[start of Records for the task]

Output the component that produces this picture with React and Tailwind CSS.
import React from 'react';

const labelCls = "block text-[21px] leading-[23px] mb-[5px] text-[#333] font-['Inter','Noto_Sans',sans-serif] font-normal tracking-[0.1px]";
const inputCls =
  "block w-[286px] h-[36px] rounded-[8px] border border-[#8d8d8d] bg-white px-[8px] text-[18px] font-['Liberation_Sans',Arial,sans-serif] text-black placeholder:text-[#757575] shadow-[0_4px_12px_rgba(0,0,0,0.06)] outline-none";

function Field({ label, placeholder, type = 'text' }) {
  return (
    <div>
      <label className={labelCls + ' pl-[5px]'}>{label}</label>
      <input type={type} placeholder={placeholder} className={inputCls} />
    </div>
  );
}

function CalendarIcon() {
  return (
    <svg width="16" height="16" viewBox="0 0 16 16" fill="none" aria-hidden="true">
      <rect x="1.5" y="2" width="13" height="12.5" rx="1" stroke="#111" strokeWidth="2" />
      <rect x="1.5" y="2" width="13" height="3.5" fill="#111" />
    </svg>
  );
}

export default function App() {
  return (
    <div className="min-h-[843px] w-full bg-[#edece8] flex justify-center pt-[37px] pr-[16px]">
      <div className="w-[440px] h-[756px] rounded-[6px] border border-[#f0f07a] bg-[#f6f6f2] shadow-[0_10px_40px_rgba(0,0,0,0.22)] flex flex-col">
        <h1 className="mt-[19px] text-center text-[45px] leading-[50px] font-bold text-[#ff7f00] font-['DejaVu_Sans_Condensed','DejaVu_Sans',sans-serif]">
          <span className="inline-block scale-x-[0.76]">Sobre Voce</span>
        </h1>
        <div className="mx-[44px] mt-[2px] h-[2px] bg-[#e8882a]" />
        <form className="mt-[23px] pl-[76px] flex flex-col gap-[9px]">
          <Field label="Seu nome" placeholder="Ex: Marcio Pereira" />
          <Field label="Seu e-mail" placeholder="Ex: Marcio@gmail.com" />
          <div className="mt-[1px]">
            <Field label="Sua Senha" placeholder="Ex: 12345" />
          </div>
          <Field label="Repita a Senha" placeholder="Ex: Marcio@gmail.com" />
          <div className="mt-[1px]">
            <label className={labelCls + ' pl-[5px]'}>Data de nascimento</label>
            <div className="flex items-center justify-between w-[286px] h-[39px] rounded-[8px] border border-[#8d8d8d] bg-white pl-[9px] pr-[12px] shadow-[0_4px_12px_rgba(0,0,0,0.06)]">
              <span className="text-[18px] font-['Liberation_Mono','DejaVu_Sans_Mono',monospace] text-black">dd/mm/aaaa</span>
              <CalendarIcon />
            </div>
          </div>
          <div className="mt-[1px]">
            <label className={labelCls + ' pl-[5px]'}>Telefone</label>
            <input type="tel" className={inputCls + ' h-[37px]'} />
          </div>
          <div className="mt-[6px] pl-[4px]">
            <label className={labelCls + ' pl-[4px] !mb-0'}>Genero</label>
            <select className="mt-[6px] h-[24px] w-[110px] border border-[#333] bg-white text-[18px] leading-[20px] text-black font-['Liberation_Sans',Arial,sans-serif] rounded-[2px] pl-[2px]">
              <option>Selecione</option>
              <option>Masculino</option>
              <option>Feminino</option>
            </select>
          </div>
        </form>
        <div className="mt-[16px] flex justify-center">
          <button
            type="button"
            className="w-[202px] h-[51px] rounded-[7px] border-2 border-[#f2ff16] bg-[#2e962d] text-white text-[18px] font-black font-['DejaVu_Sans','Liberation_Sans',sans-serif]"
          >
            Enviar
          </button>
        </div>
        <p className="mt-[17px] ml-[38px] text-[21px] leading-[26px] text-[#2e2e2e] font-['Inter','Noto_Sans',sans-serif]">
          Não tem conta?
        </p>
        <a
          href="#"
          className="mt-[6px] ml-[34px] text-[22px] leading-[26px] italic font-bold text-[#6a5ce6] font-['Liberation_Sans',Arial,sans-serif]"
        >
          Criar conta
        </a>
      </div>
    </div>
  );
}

[end of Records for the task]
[start of Records for the task]

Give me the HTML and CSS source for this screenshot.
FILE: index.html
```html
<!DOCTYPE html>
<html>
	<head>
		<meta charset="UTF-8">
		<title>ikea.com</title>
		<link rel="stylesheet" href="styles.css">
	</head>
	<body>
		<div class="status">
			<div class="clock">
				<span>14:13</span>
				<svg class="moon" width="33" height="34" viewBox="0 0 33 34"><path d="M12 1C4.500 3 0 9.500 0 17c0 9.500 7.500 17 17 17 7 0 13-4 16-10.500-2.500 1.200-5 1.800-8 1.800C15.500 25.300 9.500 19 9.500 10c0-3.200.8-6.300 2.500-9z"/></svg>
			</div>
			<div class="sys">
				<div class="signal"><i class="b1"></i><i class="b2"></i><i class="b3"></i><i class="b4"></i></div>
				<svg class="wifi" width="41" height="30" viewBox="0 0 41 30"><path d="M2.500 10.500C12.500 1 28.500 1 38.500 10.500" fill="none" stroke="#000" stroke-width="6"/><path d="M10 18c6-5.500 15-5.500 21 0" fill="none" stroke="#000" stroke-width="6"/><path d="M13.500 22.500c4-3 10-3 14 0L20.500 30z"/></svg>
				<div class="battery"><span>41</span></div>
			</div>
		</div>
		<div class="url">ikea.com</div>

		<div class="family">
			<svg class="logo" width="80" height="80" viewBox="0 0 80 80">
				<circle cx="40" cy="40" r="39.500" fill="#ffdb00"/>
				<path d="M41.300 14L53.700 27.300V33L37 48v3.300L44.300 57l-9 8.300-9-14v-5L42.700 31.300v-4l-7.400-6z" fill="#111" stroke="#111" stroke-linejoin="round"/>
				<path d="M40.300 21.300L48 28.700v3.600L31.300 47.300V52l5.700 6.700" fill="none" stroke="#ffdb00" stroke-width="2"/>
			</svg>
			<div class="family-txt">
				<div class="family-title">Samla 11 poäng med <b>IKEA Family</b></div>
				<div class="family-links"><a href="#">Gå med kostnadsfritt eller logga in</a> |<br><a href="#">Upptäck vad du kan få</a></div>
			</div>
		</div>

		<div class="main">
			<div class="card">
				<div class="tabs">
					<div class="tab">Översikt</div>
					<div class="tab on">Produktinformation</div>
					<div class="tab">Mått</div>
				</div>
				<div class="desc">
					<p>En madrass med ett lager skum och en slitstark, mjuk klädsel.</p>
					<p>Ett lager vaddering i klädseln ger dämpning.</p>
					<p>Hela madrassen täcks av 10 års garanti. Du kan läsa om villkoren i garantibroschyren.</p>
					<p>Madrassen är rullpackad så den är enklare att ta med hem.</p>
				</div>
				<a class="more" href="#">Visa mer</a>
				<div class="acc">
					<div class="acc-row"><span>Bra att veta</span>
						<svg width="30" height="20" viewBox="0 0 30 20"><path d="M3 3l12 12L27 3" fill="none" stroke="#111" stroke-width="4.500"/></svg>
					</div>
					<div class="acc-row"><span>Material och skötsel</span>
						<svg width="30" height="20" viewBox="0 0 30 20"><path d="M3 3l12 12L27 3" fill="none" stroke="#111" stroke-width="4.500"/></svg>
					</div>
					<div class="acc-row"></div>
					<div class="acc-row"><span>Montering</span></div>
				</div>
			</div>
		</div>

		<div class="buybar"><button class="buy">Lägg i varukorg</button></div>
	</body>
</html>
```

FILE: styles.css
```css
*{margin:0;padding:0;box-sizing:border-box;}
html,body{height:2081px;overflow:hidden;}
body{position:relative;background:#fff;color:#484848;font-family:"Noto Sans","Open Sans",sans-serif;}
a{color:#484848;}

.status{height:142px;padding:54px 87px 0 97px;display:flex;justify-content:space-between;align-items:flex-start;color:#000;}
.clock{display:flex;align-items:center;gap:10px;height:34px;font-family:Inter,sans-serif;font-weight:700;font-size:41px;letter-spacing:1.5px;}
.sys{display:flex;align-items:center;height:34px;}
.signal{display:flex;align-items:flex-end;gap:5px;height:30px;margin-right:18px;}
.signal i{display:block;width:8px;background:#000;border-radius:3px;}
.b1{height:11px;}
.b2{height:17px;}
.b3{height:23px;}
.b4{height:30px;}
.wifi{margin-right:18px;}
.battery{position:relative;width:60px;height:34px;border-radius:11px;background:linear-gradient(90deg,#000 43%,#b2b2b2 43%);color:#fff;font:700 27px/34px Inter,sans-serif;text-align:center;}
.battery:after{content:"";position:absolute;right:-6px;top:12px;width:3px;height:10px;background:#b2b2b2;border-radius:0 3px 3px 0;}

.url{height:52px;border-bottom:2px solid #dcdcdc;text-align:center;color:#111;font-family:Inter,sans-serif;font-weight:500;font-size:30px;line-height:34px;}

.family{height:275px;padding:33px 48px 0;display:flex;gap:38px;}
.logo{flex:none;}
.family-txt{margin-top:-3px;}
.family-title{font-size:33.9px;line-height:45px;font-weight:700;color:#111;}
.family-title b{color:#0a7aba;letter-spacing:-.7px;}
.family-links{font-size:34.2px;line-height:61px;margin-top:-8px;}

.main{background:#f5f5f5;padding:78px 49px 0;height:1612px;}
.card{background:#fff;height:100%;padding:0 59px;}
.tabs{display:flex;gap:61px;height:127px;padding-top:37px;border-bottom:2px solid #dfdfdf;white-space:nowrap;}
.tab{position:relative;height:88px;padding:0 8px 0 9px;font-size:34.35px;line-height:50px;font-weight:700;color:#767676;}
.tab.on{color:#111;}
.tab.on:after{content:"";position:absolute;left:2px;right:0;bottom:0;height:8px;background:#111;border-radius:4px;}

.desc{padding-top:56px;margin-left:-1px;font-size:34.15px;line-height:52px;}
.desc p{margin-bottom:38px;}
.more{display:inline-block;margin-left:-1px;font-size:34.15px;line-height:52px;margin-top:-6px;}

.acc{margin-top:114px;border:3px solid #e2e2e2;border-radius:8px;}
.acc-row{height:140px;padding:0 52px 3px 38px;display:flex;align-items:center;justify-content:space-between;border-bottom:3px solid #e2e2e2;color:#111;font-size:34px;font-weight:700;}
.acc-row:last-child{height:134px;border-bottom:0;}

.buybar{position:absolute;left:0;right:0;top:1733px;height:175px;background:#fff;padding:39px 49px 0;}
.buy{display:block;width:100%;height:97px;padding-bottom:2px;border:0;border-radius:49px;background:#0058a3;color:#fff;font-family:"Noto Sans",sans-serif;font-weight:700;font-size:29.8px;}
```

[end of Records for the task]

:: Do this ::
What do the lines above say from the one containing "Output the component" down to the one containing "w-[286px] h-[36px] rounded-[8px]"? Return them exactly, both end lines included, and only them.

:: Response to this task ::
Output the component that produces this picture with React and Tailwind CSS.
import React from 'react';

const labelCls = "block text-[21px] leading-[23px] mb-[5px] text-[#333] font-['Inter','Noto_Sans',sans-serif] font-normal tracking-[0.1px]";
const inputCls =
  "block w-[286px] h-[36px] rounded-[8px] border border-[#8d8d8d] bg-white px-[8px] text-[18px] font-['Liberation_Sans',Arial,sans-serif] text-black placeholder:text-[#757575] shadow-[0_4px_12px_rgba(0,0,0,0.06)] outline-none";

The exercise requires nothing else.